»»
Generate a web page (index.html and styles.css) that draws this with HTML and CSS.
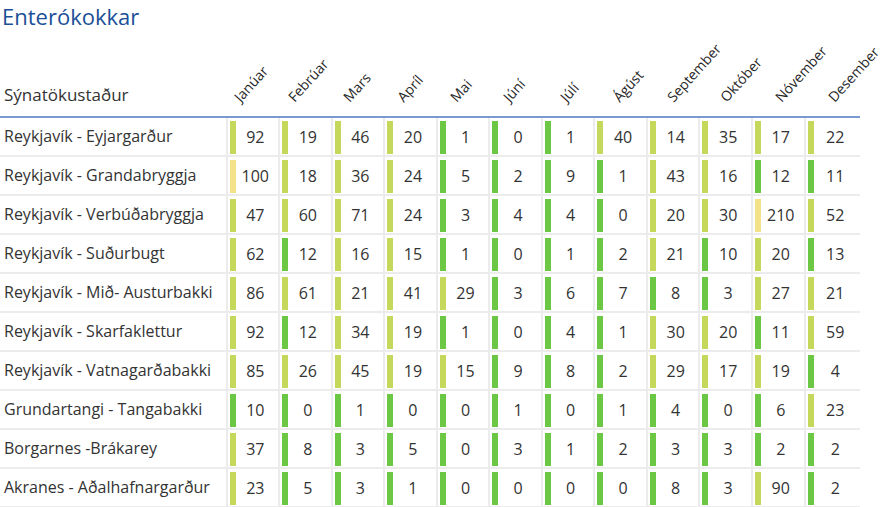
FILE: index.html
```html
<!DOCTYPE html>
<html lang="is">
<head>
<meta charset="utf-8">
<title>Enterókokkar</title>
<link rel="stylesheet" href="styles.css">
</head>
<body>
<h1 class="title">Enterókokkar</h1>
<div class="grid">
  <div class="row head">
    <div class="site-h">Sýnatökustaður</div>
    <div class="mh"><span class="rot">Janúar</span></div>
    <div class="mh"><span class="rot">Febrúar</span></div>
    <div class="mh"><span class="rot">Mars</span></div>
    <div class="mh"><span class="rot">Apríl</span></div>
    <div class="mh"><span class="rot">Mai</span></div>
    <div class="mh"><span class="rot">Júní</span></div>
    <div class="mh"><span class="rot">Júlí</span></div>
    <div class="mh"><span class="rot">Ágúst</span></div>
    <div class="mh"><span class="rot">September</span></div>
    <div class="mh"><span class="rot">Október</span></div>
    <div class="mh"><span class="rot">Nóvember</span></div>
    <div class="mh"><span class="rot">Desember</span></div>
  </div>
  <div class="row">
    <div class="site">Reykjavík - Eyjargarður</div>
    <div class="c y"><span>92</span></div><div class="c y"><span>19</span></div><div class="c y"><span>46</span></div><div class="c y"><span>20</span></div><div class="c g"><span>1</span></div><div class="c g"><span>0</span></div><div class="c g"><span>1</span></div><div class="c y"><span>40</span></div><div class="c y"><span>14</span></div><div class="c y"><span>35</span></div><div class="c y"><span>17</span></div><div class="c y"><span>22</span></div>
  </div>
  <div class="row">
    <div class="site">Reykjavík - Grandabryggja</div>
    <div class="c p"><span>100</span></div><div class="c y"><span>18</span></div><div class="c y"><span>36</span></div><div class="c y"><span>24</span></div><div class="c g"><span>5</span></div><div class="c g"><span>2</span></div><div class="c g"><span>9</span></div><div class="c g"><span>1</span></div><div class="c y"><span>43</span></div><div class="c y"><span>16</span></div><div class="c g"><span>12</span></div><div class="c g"><span>11</span></div>
  </div>
  <div class="row">
    <div class="site">Reykjavík - Verbúðabryggja</div>
    <div class="c y"><span>47</span></div><div class="c y"><span>60</span></div><div class="c y"><span>71</span></div><div class="c y"><span>24</span></div><div class="c g"><span>3</span></div><div class="c g"><span>4</span></div><div class="c g"><span>4</span></div><div class="c g"><span>0</span></div><div class="c y"><span>20</span></div><div class="c y"><span>30</span></div><div class="c p"><span>210</span></div><div class="c y"><span>52</span></div>
  </div>
  <div class="row">
    <div class="site">Reykjavík - Suðurbugt</div>
    <div class="c y"><span>62</span></div><div class="c g"><span>12</span></div><div class="c y"><span>16</span></div><div class="c y"><span>15</span></div><div class="c g"><span>1</span></div><div class="c g"><span>0</span></div><div class="c g"><span>1</span></div><div class="c g"><span>2</span></div><div class="c y"><span>21</span></div><div class="c g"><span>10</span></div><div class="c y"><span>20</span></div><div class="c g"><span>13</span></div>
  </div>
  <div class="row">
    <div class="site">Reykjavík - Mið- Austurbakki</div>
    <div class="c y"><span>86</span></div><div class="c y"><span>61</span></div><div class="c y"><span>21</span></div><div class="c y"><span>41</span></div><div class="c y"><span>29</span></div><div class="c g"><span>3</span></div><div class="c g"><span>6</span></div><div class="c g"><span>7</span></div><div class="c g"><span>8</span></div><div class="c g"><span>3</span></div><div class="c y"><span>27</span></div><div class="c y"><span>21</span></div>
  </div>
  <div class="row">
    <div class="site">Reykjavík - Skarfaklettur</div>
    <div class="c y"><span>92</span></div><div class="c g"><span>12</span></div><div class="c y"><span>34</span></div><div class="c y"><span>19</span></div><div class="c g"><span>1</span></div><div class="c g"><span>0</span></div><div class="c g"><span>4</span></div><div class="c g"><span>1</span></div><div class="c y"><span>30</span></div><div class="c y"><span>20</span></div><div class="c g"><span>11</span></div><div class="c y"><span>59</span></div>
  </div>
  <div class="row">
    <div class="site">Reykjavík - Vatnagarðabakki</div>
    <div class="c y"><span>85</span></div><div class="c y"><span>26</span></div><div class="c y"><span>45</span></div><div class="c y"><span>19</span></div><div class="c y"><span>15</span></div><div class="c g"><span>9</span></div><div class="c g"><span>8</span></div><div class="c g"><span>2</span></div><div class="c y"><span>29</span></div><div class="c y"><span>17</span></div><div class="c y"><span>19</span></div><div class="c g"><span>4</span></div>
  </div>
  <div class="row">
    <div class="site">Grundartangi - Tangabakki</div>
    <div class="c g"><span>10</span></div><div class="c g"><span>0</span></div><div class="c g"><span>1</span></div><div class="c g"><span>0</span></div><div class="c g"><span>0</span></div><div class="c g"><span>1</span></div><div class="c g"><span>0</span></div><div class="c g"><span>1</span></div><div class="c g"><span>4</span></div><div class="c g"><span>0</span></div><div class="c g"><span>6</span></div><div class="c y"><span>23</span></div>
  </div>
  <div class="row">
    <div class="site">Borgarnes -Brákarey</div>
    <div class="c y"><span>37</span></div><div class="c g"><span>8</span></div><div class="c g"><span>3</span></div><div class="c g"><span>5</span></div><div class="c g"><span>0</span></div><div class="c g"><span>3</span></div><div class="c g"><span>1</span></div><div class="c g"><span>2</span></div><div class="c g"><span>3</span></div><div class="c g"><span>3</span></div><div class="c g"><span>2</span></div><div class="c g"><span>2</span></div>
  </div>
  <div class="row">
    <div class="site">Akranes - Aðalhafnargarður</div>
    <div class="c y"><span>23</span></div><div class="c g"><span>5</span></div><div class="c g"><span>3</span></div><div class="c g"><span>1</span></div><div class="c g"><span>0</span></div><div class="c g"><span>0</span></div><div class="c g"><span>0</span></div><div class="c g"><span>0</span></div><div class="c g"><span>8</span></div><div class="c g"><span>3</span></div><div class="c y"><span>90</span></div><div class="c g"><span>2</span></div>
  </div>
</div>
</body>
</html>
```

FILE: styles.css
```css
* { box-sizing: border-box; }
html, body { margin: 0; padding: 0; background: #fff; }
body {
  font-family: "Open Sans", "Noto Sans", sans-serif;
  color: #333;
  overflow: hidden;
}
.title {
  margin: 1px 0 0 2px;
  font-size: 22px;
  font-weight: 400;
  line-height: 30px;
  color: #1b4f97;
}
.grid { width: 860px; }
.row {
  display: grid;
  grid-template-columns: 225.5px repeat(11, 52.55px) 1fr;
  height: 39px;
  border-bottom: 2px solid #ececec;
}
.row.head {
  height: 87px;
  border-bottom: 2px solid #7b9bd0;
}
.site-h {
  align-self: end;
  font-size: 17px;
  line-height: 22px;
  padding: 0 0 10px 4px;
}
.mh {
  display: flex;
  align-items: flex-end;
  padding-bottom: 11px;
}
.rot {
  display: block;
  flex: none;
  font-size: 14px;
  line-height: 16px;
  color: #262626;
  white-space: nowrap;
  transform-origin: 0 100%;
  transform: rotate(-48deg);
  margin-left: 17.4px;
}
.mh:nth-child(3) .rot { margin-left: 18.9px; }
.mh:nth-child(4) .rot { margin-left: 21.3px; }
.mh:nth-child(5) .rot { margin-left: 22.8px; }
.mh:nth-child(6) .rot { margin-left: 23.2px; }
.mh:nth-child(7) .rot { margin-left: 23.7px; }
.mh:nth-child(8) .rot { margin-left: 27.8px; }
.mh:nth-child(9) .rot { margin-left: 28.6px; }
.mh:nth-child(10) .rot { margin-left: 30px; }
.mh:nth-child(11) .rot { margin-left: 30.2px; }
.mh:nth-child(12) .rot { margin-left: 32.6px; }
.mh:nth-child(13) .rot { margin-left: 33.4px; }
.site {
  font-size: 16px;
  line-height: 37px;
  padding-left: 4px;
  white-space: nowrap;
}
.c {
  display: flex;
  border-left: 2px solid #ececec;
  padding: 3px 3px 1px 2px;
  font-size: 16px;
}
.c::before {
  content: "";
  width: 6px;
  flex: none;
}
.c.g::before { background: #6cc744; }
.c.y::before { background: #c5d85b; }
.c.p::before { background: #f4e28a; }
.c span {
  flex: 1;
  text-align: center;
  line-height: 33px;
}
```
««
• _TASK DIRECTIONS_
Using the listing above, show every line that includes the string "styles".

• _FINAL RESULT_
Generate a web page (index.html and styles.css) that draws this with HTML and CSS.
<link rel="stylesheet" href="styles.css">
FILE: styles.css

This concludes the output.